Pages as source code
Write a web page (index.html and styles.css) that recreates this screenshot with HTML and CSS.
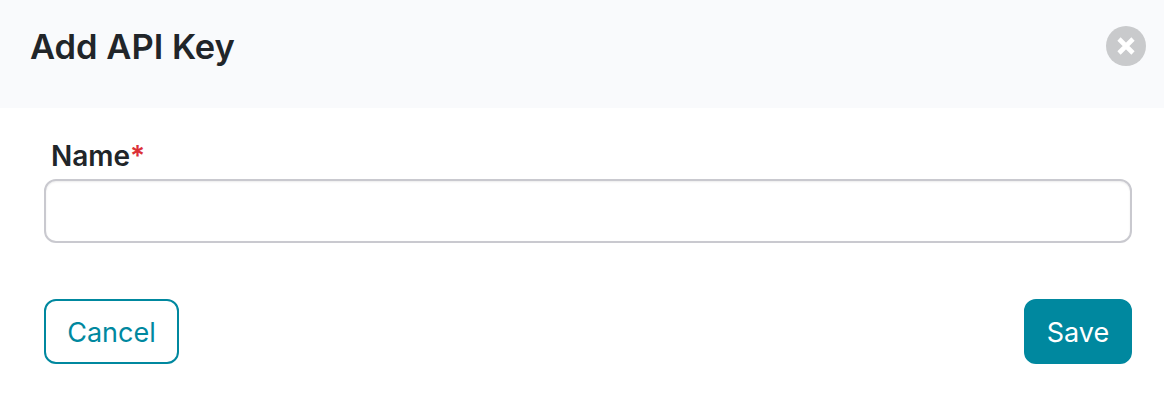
FILE: index.html
```html
<!DOCTYPE html>
<html lang="en">

<head>
    <meta charset="UTF-8">
    <title>Add API Key</title>
    <link rel="stylesheet" href="styles.css">
</head>

<body>
    <div class="modal-header">
        <h1>Add API Key</h1>
        <button class="close-btn" aria-label="Close">
            <svg width="20" height="20" viewBox="0 0 20 20">
                <path d="M3 3L17 17M17 3L3 17" stroke="#fff" stroke-width="4.6" fill="none" />
            </svg>
        </button>
    </div>

    <form class="modal-body">
        <label class="field-label" for="name">Name<span class="required">*</span></label>
        <input type="text" id="name" class="field-input">
        <div class="actions">
            <button type="button" class="btn btn-outline">Cancel</button>
            <button type="button" class="btn btn-primary">Save</button>
        </div>
    </form>
</body>

</html>
```

FILE: styles.css
```css
body {
    margin: 0;
    background-color: #fff;
    font-family: Inter, "Liberation Sans", sans-serif;
    color: #212529;
}

.modal-header {
    height: 108px;
    box-sizing: border-box;
    padding: 0 18px 16px 30px;
    display: flex;
    align-items: center;
    justify-content: space-between;
    background-color: #f9fafc;
}

.modal-header h1 {
    margin: 2px 0 0;
    font-size: 34.5px;
    font-weight: 600;
    line-height: 40px;
}

.close-btn {
    width: 40px;
    height: 40px;
    padding: 0;
    border: none;
    border-radius: 50%;
    background-color: #c9cacc;
    display: flex;
    align-items: center;
    justify-content: center;
}

.modal-body {
    padding: 30px 32px 0 44px;
}

.field-label {
    display: block;
    margin-left: 7px;
    font-size: 28px;
    font-weight: 600;
    line-height: 36px;
}

.required {
    color: #dc3038;
}

.field-input {
    display: block;
    width: 100%;
    height: 64px;
    margin-top: 5px;
    box-sizing: border-box;
    border: 2px solid #c9c9cf;
    border-radius: 12px;
    background-color: #fff;
    box-shadow: inset 0 1px 2px rgba(0, 0, 0, 0.08);
}

.actions {
    display: flex;
    justify-content: space-between;
    margin-top: 56px;
}

.btn {
    height: 65px;
    padding: 2px 0 0;
    box-sizing: border-box;
    border-radius: 12px;
    font-family: inherit;
    font-size: 27px;
    font-weight: 400;
}

.btn-outline {
    width: 135px;
    border: 2px solid #00889f;
    background-color: #fff;
    color: #00889f;
}

.btn-primary {
    width: 108px;
    border: 2px solid #00889f;
    background-color: #00889f;
    color: #fff;
}
```
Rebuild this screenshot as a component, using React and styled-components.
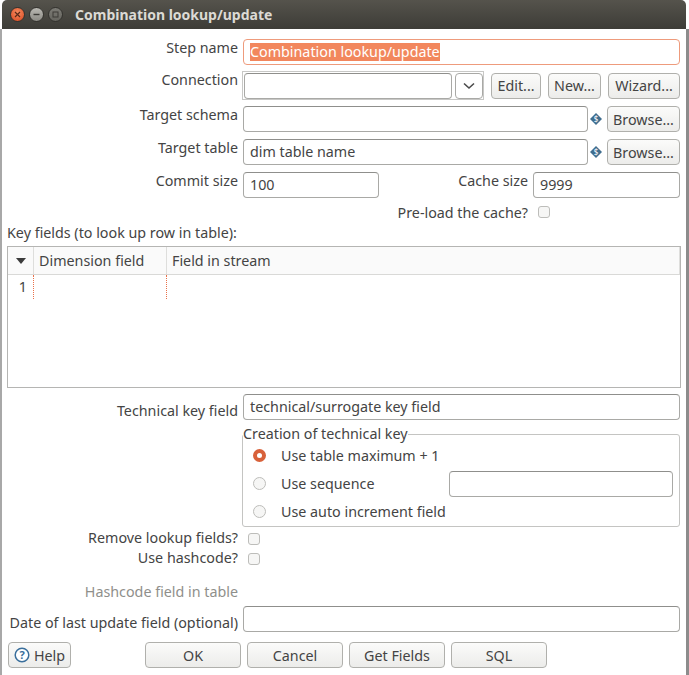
import React from 'react';
import styled, { createGlobalStyle } from 'styled-components';

const Global = createGlobalStyle`
  html, body { margin: 0; padding: 0; background: #fff; }
  body { font-family: "Noto Sans", "Open Sans", sans-serif; font-size: 14.3px; color: #444; }
`;

const Win = styled.div`
  width: 689px;
  height: 675px;
  overflow: hidden;
  display: flex;
  flex-direction: column;
`;

const TitleBar = styled.div`
  height: 29px;
  flex: none;
  display: flex;
  align-items: center;
  margin-left: 2px;
  margin-right: 3px;
  padding-left: 8px;
  border-radius: 5px 5px 0 0;
  background: linear-gradient(#55534c, #3d3c37);
`;

const WinBtn = styled.span`
  width: 15px;
  height: 15px;
  border-radius: 50%;
  margin-right: 4px;
  display: flex;
  align-items: center;
  justify-content: center;
  background: ${p => p.$bg};
  border: 0.5px solid #33322e;
  box-sizing: border-box;
`;

const Title = styled.div`
  margin-left: 8px;
  color: #dcdad5;
  font-weight: 700;
  font-size: 14px;
`;

const Body = styled.div`
  flex: 1;
  display: flex;
  flex-direction: column;
  border-left: 2px solid #a8a8a8;
  border-right: 3px solid #8c8c8c;
  padding: 10px 6px 0 0;
`;

const Row = styled.div`
  display: grid;
  grid-template-columns: 236px 1fr;
  column-gap: 5px;
  height: ${p => p.$h || 26}px;
  margin-top: ${p => p.$top || 0}px;
`;

const Label = styled.div`
  text-align: right;
  line-height: 18px;
  white-space: nowrap;
  align-self: ${p => (p.$low ? 'end' : 'start')};
  color: ${p => (p.$off ? '#8f8f8b' : '#444')};
`;

const Field = styled.div`
  display: flex;
  align-items: center;
  gap: ${p => p.$gap || 0}px;
  min-width: 0;
`;

const Input = styled.div`
  box-sizing: border-box;
  height: 26px;
  flex: ${p => (p.$w ? 'none' : 1)};
  width: ${p => (p.$w ? `${p.$w}px` : 'auto')};
  min-width: 0;
  line-height: 24px;
  padding-left: 6px;
  white-space: nowrap;
  background: #fff;
  border: 1px solid ${p => (p.$focus ? '#ee9b7c' : '#a9a9a6')};
  border-top-color: ${p => (p.$focus ? '#ee9b7c' : '#8f8f8c')};
  border-radius: 4px;
`;

const SeqInput = styled(Input)`
  margin-top: 2px;
`;

const Selected = styled.span`
  display: inline-block;
  line-height: 18px;
  background: #f2875d;
  color: #fff;
`;

const Btn = styled.div`
  box-sizing: border-box;
  height: 26px;
  width: ${p => p.$w}px;
  flex: none;
  display: flex;
  align-items: center;
  justify-content: center;
  gap: 4px;
  white-space: nowrap;
  border: 1px solid #b0b0ac;
  border-radius: 4px;
  background: linear-gradient(#fbfbfa, #ececea);
`;

const BrowseBtn = styled(Btn)`
  margin-left: 3px;
`;

const Combo = styled.div`
  box-sizing: border-box;
  width: 243px;
  height: 29px;
  margin-left: -1px;
  padding: 1px 0 1px 1px;
  display: flex;
  gap: 3px;
  border: 1px solid #c8c8c6;
`;

const Arrow = styled.div`
  box-sizing: border-box;
  width: 28px;
  height: 26px;
  flex: none;
  display: flex;
  align-items: center;
  justify-content: center;
  border: 1px solid #a9a9a6;
  border-radius: 4px;
`;

const Split = styled.div`
  display: grid;
  grid-template-columns: 136px 1fr 147px;
  align-items: start;
  column-gap: 5px;
`;

const Check = styled.span`
  box-sizing: border-box;
  width: 12px;
  height: 12px;
  flex: none;
  display: block;
  margin-left: ${p => p.$left || 0}px;
  margin-right: ${p => p.$right || 0}px;
  border: 1px solid #bdbdba;
  border-radius: 3px;
  background: #f6f6f5;
`;

const CheckRow = styled.div`
  display: flex;
  align-items: center;
  justify-content: flex-end;
  height: 20px;
  margin-top: ${p => p.$top || 0}px;
`;

const LeftTitle = styled.div`
  margin: 2px 0 0 5px;
  line-height: 18px;
  height: 18px;
`;

const Table = styled.div`
  box-sizing: border-box;
  margin: 4px -1px 0 5px;
  height: 142px;
  border: 1px solid #b5b5b3;
`;

const THead = styled.div`
  display: grid;
  grid-template-columns: 26px 133px 1fr;
  height: 27px;
  background: #fafafa;
  border-bottom: 1px solid #d9d9d7;
`;

const Th = styled.div`
  display: flex;
  align-items: center;
  justify-content: ${p => (p.$center ? 'center' : 'flex-start')};
  padding-left: ${p => (p.$center ? 0 : 5)}px;
  border-right: 1px solid #dededc;
`;

const TRow = styled.div`
  display: grid;
  grid-template-columns: 26px 133px 1fr;
  height: 23px;
  line-height: 24px;
`;

const Td = styled.div`
  text-align: right;
  padding-right: 6px;
  border-right: 1px dotted ${p => (p.$accent ? '#e9714a' : 'transparent')};
`;

const Group = styled.fieldset`
  box-sizing: border-box;
  margin: 0 0 0 -1px;
  padding: 0 6px 0 10px;
  height: 102px;
  min-width: 0;
  border: 1px solid #c4c4c2;
  border-radius: 3px;
`;

const Legend = styled.legend`
  padding: 0;
  margin: 0 0 -2px -10px;
  line-height: 18px;
  background: #fff;
`;

const Option = styled.div`
  display: flex;
  align-items: center;
  height: 28px;
  gap: 15px;
`;

const Radio = styled.span`
  box-sizing: border-box;
  width: 13px;
  height: 13px;
  flex: none;
  border-radius: 50%;
  display: block;
  border: ${p => (p.$on ? '4px solid #d8613a' : '1px solid #bdbdba')};
  background: ${p => (p.$on ? '#fff' : '#f6f6f5')};
`;

const OptionText = styled.span`
  width: 155px;
  white-space: nowrap;
`;

const Footer = styled.div`
  display: flex;
  margin-top: 10px;
  padding-left: 6px;
`;

const FootBtns = styled.div`
  display: flex;
  gap: 6px;
  margin-left: 74px;
`;

function Dollar() {
  return (
    <svg width="12" height="12" viewBox="0 0 12 12">
      <path d="M6 0 L12 6 L6 12 L0 6 Z" fill="#3f6d8e" />
      <text x="6" y="8.8" textAnchor="middle" fontSize="8" fill="#fff" fontFamily="Noto Sans">$</text>
    </svg>
  );
}

function Chevron() {
  return (
    <svg width="12" height="8" viewBox="0 0 12 8">
      <path d="M1 1.5 L6 6 L11 1.5" fill="none" stroke="#4a4a4a" strokeWidth="1.6" />
    </svg>
  );
}

function HelpIcon() {
  return (
    <svg width="16" height="16" viewBox="0 0 16 16">
      <circle cx="8" cy="8" r="6.8" fill="#fff" stroke="#3a6f9c" strokeWidth="1.5" />
      <text x="8" y="12" textAnchor="middle" fontSize="11" fontWeight="700" fill="#3a6f9c" fontFamily="Noto Sans">?</text>
    </svg>
  );
}

export default function App() {
  return (
    <Win>
      <Global />
      <TitleBar>
        <WinBtn $bg="radial-gradient(circle at 50% 35%, #f58a5f, #d9481f)">
          <svg width="7" height="7" viewBox="0 0 7 7"><path d="M1 1 L6 6 M6 1 L1 6" stroke="#5b2a18" strokeWidth="1.2" /></svg>
        </WinBtn>
        <WinBtn $bg="linear-gradient(#b9b8b2, #8c8b85)">
          <svg width="7" height="7" viewBox="0 0 7 7"><path d="M0.5 3.5 L6.5 3.5" stroke="#3c3b37" strokeWidth="1.4" /></svg>
        </WinBtn>
        <WinBtn $bg="linear-gradient(#7c7b75, #65645e)">
          <svg width="7" height="7" viewBox="0 0 7 7"><rect x="1" y="1" width="5" height="5" fill="none" stroke="#3c3b37" strokeWidth="1" /></svg>
        </WinBtn>
        <Title>Combination lookup/update</Title>
      </TitleBar>
      <Body>
        <Row>
          <Label>Step name</Label>
          <Field><Input $focus><Selected>Combination lookup/update</Selected></Input></Field>
        </Row>
        <Row $top={6} $h={29}>
          <Label>Connection</Label>
          <Field $gap={7}>
            <Combo><Input /><Arrow><Chevron /></Arrow></Combo>
            <Btn $w={50}>Edit...</Btn>
            <Btn $w={53}>New...</Btn>
            <Btn $w={72}>Wizard...</Btn>
          </Field>
        </Row>
        <Row $top={6}>
          <Label>Target schema</Label>
          <Field $gap={2}>
            <Input />
            <Dollar />
            <BrowseBtn $w={73}>Browse...</BrowseBtn>
          </Field>
        </Row>
        <Row $top={7}>
          <Label>Target table</Label>
          <Field $gap={2}>
            <Input>dim table name</Input>
            <Dollar />
            <BrowseBtn $w={73}>Browse...</BrowseBtn>
          </Field>
        </Row>
        <Row $top={7}>
          <Label>Commit size</Label>
          <Split>
            <Input>100</Input>
            <Label>Cache size</Label>
            <Input>9999</Input>
          </Split>
        </Row>
        <CheckRow $top={4}>
          Pre-load the cache?
          <Check $left={10} $right={130} />
        </CheckRow>
        <LeftTitle>Key fields (to look up row in table):</LeftTitle>
        <Table>
          <THead>
            <Th $center>
              <svg width="10" height="6" viewBox="0 0 10 6"><path d="M0 0 L10 0 L5 6 Z" fill="#3c3c3c" /></svg>
            </Th>
            <Th>Dimension field</Th>
            <Th>Field in stream</Th>
          </THead>
          <TRow>
            <Td $accent>1</Td>
            <Td $accent />
          </TRow>
        </Table>
        <Row $top={6}>
          <Label $low>Technical key field</Label>
          <Field><Input>technical/surrogate key field</Input></Field>
        </Row>
        <Row $top={5} $h={103}>
          <span />
          <Group>
            <Legend>Creation of technical key</Legend>
            <Option><Radio $on /><OptionText>Use table maximum + 1</OptionText></Option>
            <Option><Radio /><OptionText>Use sequence</OptionText><SeqInput $w={224} /></Option>
            <Option><Radio /><OptionText>Use auto increment field</OptionText></Option>
          </Group>
        </Row>
        <Row $top={1} $h={20}>
          <Label>Remove lookup fields?</Label>
          <Field><Check $left={5} /></Field>
        </Row>
        <Row $h={20}>
          <Label>Use hashcode?</Label>
          <Field><Check $left={5} /></Field>
        </Row>
        <Row $top={6} $h={26}>
          <Label $off $low>Hashcode field in table</Label>
          <span />
        </Row>
        <Row $top={5}>
          <Label $low>Date of last update field (optional)</Label>
          <Field><Input /></Field>
        </Row>
        <Footer>
          <Btn $w={63}><HelpIcon />Help</Btn>
          <FootBtns>
            <Btn $w={96}>OK</Btn>
            <Btn $w={96}>Cancel</Btn>
            <Btn $w={96}>Get Fields</Btn>
            <Btn $w={96}>SQL</Btn>
          </FootBtns>
        </Footer>
      </Body>
    </Win>
  );
}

TO BE DONE = Search the lines for "React". Copy each line that has it.

RESULT =
Rebuild this screenshot as a component, using React and styled-components.
import React from 'react';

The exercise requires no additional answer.